We left for a short period when my parents moved to Alder Street in Fartown. The horrors of wife and child abuse caused us to return to Nanny’s home, where my mother divorced George Frederick Bray, and, some time little later, married Tommy Scott. Apart from three painful memories at Alder Street, the world of my childhood rippled out from the house in Fitzwilliam Street, close to whose top Trinity Street went downwards into town and upwards to the roof of the world before entering the enemy territory of Lancashire where they “spoke funny.”

Trinity Street’s outer limit for my explorations was the Junction public house just beyond which, it is told, James Mason was born and lived and his mother continued to live there long after her son left Syringia Street to follow in the footsteps of Harold Huth. One summer, René and I actually went past there and wandered a little way up Westbourne Road, just below The Cropper’s Arms, where a man hired out rickety antique bicycles at sixpence an hour, entirely on trust and no deposit or names and addresses. This outreach was exciting and troubling, but the hour passed, as hours do, and soon we were headed back down the hill to the satisfying safety of terra cognito.

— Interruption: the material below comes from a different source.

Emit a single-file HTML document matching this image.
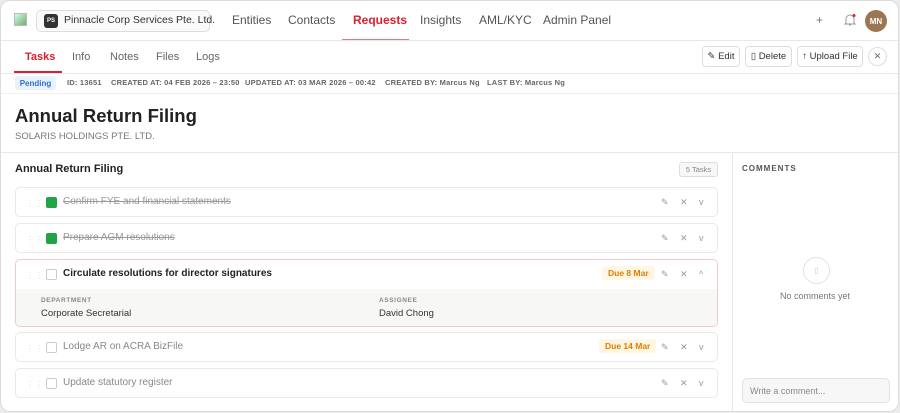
<!DOCTYPE html>
<html><head><meta charset="utf-8"><style>
*{box-sizing:border-box;margin:0;padding:0}
body{width:900px;height:413px;background:#ececec;font-family:"Liberation Sans",sans-serif;color:#2a2a2a;overflow:hidden;position:relative}
.frame{position:absolute;left:0;top:0;width:899px;height:412px;background:#fff;border:1px solid #dcdcdc;border-radius:10px;overflow:hidden}
.abs{position:absolute}
.nav{font-size:12px;color:#555;top:12px}
.hr{position:absolute;left:0;right:0;height:1px;background:#e8e8e8}
.tab{font-size:11px;color:#666;top:50px}
.btn{position:absolute;top:45px;height:21px;border:1px solid #ddd;border-radius:4px;font-size:9.5px;color:#333;display:flex;align-items:center;justify-content:center;background:#fff}
.meta{font-size:7.5px;font-weight:bold;color:#666;top:77px;letter-spacing:.2px}
.card{position:absolute;left:14px;width:703px;border:1px solid #e9e9e9;border-radius:5px;background:#fff}
.drag{position:absolute;left:10px;top:11px;font-size:8px;color:#ddd;letter-spacing:1px}
.cb{position:absolute;left:30px;width:11px;height:11px;border-radius:2px}
.cb.done{background:#22a348}
.cb.open{border:1px solid #ccc;background:#fff}
.tt{position:absolute;left:47px;font-size:10px}
.tt.done{color:#999;text-decoration:line-through}
.tt.open{color:#888}
.ic{position:absolute;font-size:9px;color:#999}
.due{position:absolute;height:14px;background:#fff6e3;color:#e07d00;font-size:8.5px;font-weight:bold;border-radius:3px;display:flex;align-items:center;padding:0 6px}
</style></head><body>
<div class="frame">
<!-- top nav -->
<div class="abs" style="left:13px;top:12px;width:13px;height:13px;border:1px solid #bbb;background:linear-gradient(135deg,#cfe 0,#9c9 60%,#7a7 100%)"></div>
<div class="abs" style="left:35px;top:9px;width:174px;height:22px;border:1px solid #ddd;border-radius:5px;background:#fafafa"></div>
<div class="abs" style="left:43px;top:13px;width:14px;height:14px;border-radius:3px;background:#333;color:#fff;font-size:6px;font-weight:bold;display:flex;align-items:center;justify-content:center">PS</div>
<div class="abs" style="left:63px;top:13px;font-size:10.5px;color:#333">Pinnacle Corp Services Pte. Ltd.</div>
<div class="abs nav" style="left:231px">Entities</div>
<div class="abs nav" style="left:287px">Contacts</div>
<div class="abs nav" style="left:352px;color:#d9202e;font-weight:bold">Requests</div>
<div class="abs nav" style="left:419px">Insights</div>
<div class="abs nav" style="left:478px">AML/KYC</div>
<div class="abs nav" style="left:542px">Admin Panel</div>
<div class="abs" style="left:341px;top:38px;width:67px;height:2px;background:#e07a80"></div>
<div class="abs" style="left:815px;top:12px;font-size:12px;color:#777">+</div>
<svg class="abs" style="left:842px;top:12px" width="14" height="14" viewBox="0 0 14 14"><path d="M3 10V6a4 4 0 018 0v4l1 1H2z M6 12h2" fill="none" stroke="#999" stroke-width="1"/><circle cx="11" cy="2.5" r="1.5" fill="#e02020"/></svg>
<div class="abs" style="left:864px;top:9px;width:22px;height:22px;border-radius:50%;background:#9b7652;color:#fff;font-size:8px;font-weight:bold;display:flex;align-items:center;justify-content:center">MN</div>
<div class="hr" style="top:39px"></div>
<!-- tabs -->
<div class="abs tab" style="left:24px;color:#d9202e;font-weight:bold">Tasks</div>
<div class="abs" style="left:13px;top:70px;width:48px;height:2px;background:#d9202e"></div>
<div class="abs tab" style="left:71px">Info</div>
<div class="abs tab" style="left:109px">Notes</div>
<div class="abs tab" style="left:155px">Files</div>
<div class="abs tab" style="left:195px">Logs</div>
<div class="btn" style="left:701px;width:38px">✎ Edit</div>
<div class="btn" style="left:744px;width:47px">▯ Delete</div>
<div class="btn" style="left:796px;width:66px">↑ Upload File</div>
<div class="abs" style="left:867px;top:46px;width:19px;height:19px;border:1px solid #ddd;border-radius:50%;font-size:9px;color:#666;display:flex;align-items:center;justify-content:center">✕</div>
<div class="hr" style="top:72px"></div>
<!-- meta -->
<div class="abs" style="left:14px;top:75px;width:41px;height:14px;background:#e8f1fd;color:#2c6fd6;font-size:8px;font-weight:bold;border-radius:3px;display:flex;align-items:center;justify-content:center">Pending</div>
<div class="abs meta" style="left:66px">ID: 13651</div>
<div class="abs meta" style="left:110px">CREATED AT: 04 FEB 2026 – 23:50</div>
<div class="abs meta" style="left:244px">UPDATED AT: 03 MAR 2026 – 00:42</div>
<div class="abs meta" style="left:384px">CREATED BY: Marcus Ng</div>
<div class="abs meta" style="left:486px">LAST BY: Marcus Ng</div>
<div class="hr" style="top:92px;background:#f0f0f0"></div>
<div class="abs" style="left:14px;top:104px;font-size:18.5px;font-weight:bold;color:#222">Annual Return Filing</div>
<div class="abs" style="left:14px;top:130px;font-size:9.5px;color:#777">SOLARIS HOLDINGS PTE. LTD.</div>
<div class="hr" style="top:151px"></div>
<div class="abs" style="left:731px;top:151px;width:1px;height:262px;background:#e8e8e8"></div>
<!-- tasks -->
<div class="abs" style="left:14px;top:162px;font-size:11px;font-weight:bold;color:#222">Annual Return Filing</div>
<div class="abs" style="left:678px;top:161px;width:39px;height:15px;border:1px solid #ddd;border-radius:3px;background:#f7f7f7;font-size:7.5px;color:#888;display:flex;align-items:center;justify-content:center">5 Tasks</div>

<div class="card" style="top:186px;height:30px"><div class="drag">⋮⋮</div><div class="cb done" style="top:9px"></div><div class="tt done" style="top:8px">Confirm FYE and financial statements</div><span class="ic" style="left:645px;top:9px">✎</span><span class="ic" style="left:664px;top:9px">✕</span><span class="ic" style="left:683px;top:9px">v</span></div>
<div class="card" style="top:222px;height:30px"><div class="drag">⋮⋮</div><div class="cb done" style="top:9px"></div><div class="tt done" style="top:8px">Prepare AGM resolutions</div><span class="ic" style="left:645px;top:9px">✎</span><span class="ic" style="left:664px;top:9px">✕</span><span class="ic" style="left:683px;top:9px">v</span></div>
<div class="card" style="top:258px;height:68px;border-color:#f2c9cb;overflow:hidden"><div class="drag">⋮⋮</div><div class="cb open" style="top:9px"></div><div class="tt" style="top:8px;font-weight:bold;color:#222">Circulate resolutions for director signatures</div><div class="due" style="left:586px;top:6px">Due 8 Mar</div><span class="ic" style="left:645px;top:9px">✎</span><span class="ic" style="left:664px;top:9px">✕</span><span class="ic" style="left:683px;top:9px">^</span>
<div style="position:absolute;left:0;right:0;top:29px;bottom:0;background:#f7f7f5"></div>
<div style="position:absolute;left:25px;top:37px;font-size:6.5px;font-weight:bold;color:#888;letter-spacing:.6px">DEPARTMENT</div>
<div style="position:absolute;left:25px;top:48px;font-size:9.5px;color:#333">Corporate Secretarial</div>
<div style="position:absolute;left:363px;top:37px;font-size:6.5px;font-weight:bold;color:#888;letter-spacing:.6px">ASSIGNEE</div>
<div style="position:absolute;left:363px;top:48px;font-size:9.5px;color:#333">David Chong</div></div>
<div class="card" style="top:331px;height:30px"><div class="drag">⋮⋮</div><div class="cb open" style="top:9px"></div><div class="tt open" style="top:8px">Lodge AR on ACRA BizFile</div><div class="due" style="left:583px;top:6px">Due 14 Mar</div><span class="ic" style="left:645px;top:9px">✎</span><span class="ic" style="left:664px;top:9px">✕</span><span class="ic" style="left:683px;top:9px">v</span></div>
<div class="card" style="top:367px;height:30px"><div class="drag">⋮⋮</div><div class="cb open" style="top:9px"></div><div class="tt open" style="top:8px">Update statutory register</div><span class="ic" style="left:645px;top:9px">✎</span><span class="ic" style="left:664px;top:9px">✕</span><span class="ic" style="left:683px;top:9px">v</span></div>
<!-- comments -->
<div class="abs" style="left:741px;top:163px;font-size:8px;font-weight:bold;color:#555;letter-spacing:1px">COMMENTS</div>
<div class="abs" style="left:802px;top:256px;width:27px;height:27px;border:1px solid #e2e2e2;border-radius:50%;font-size:8px;color:#ccc;display:flex;align-items:center;justify-content:center">▯</div>
<div class="abs" style="left:779px;top:290px;font-size:9px;color:#777">No comments yet</div>
<div class="abs" style="left:741px;top:377px;width:148px;height:25px;border:1px solid #e2e2e2;border-radius:5px;background:#f7f7f7;font-size:9px;color:#888;padding:7px 7px">Write a comment...</div>
</div>
</body></html>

In later years I travelled even past the bike hire man to go to the Savoy cinema, affectionately referred to as “The Cabbage.” The commissionaire, a man who wore a multi-coloured overcoat made in mock military style sufficiently roomy for a family of itinerants and a dog, and who was well along in developing full blown paranoia would walk along the queue that sometimes stretched out into Westbourne Road and if he overheard anyone calling the Savoy the “cabbage,” he sent them away. Obviously, the commissionaire was not on commission.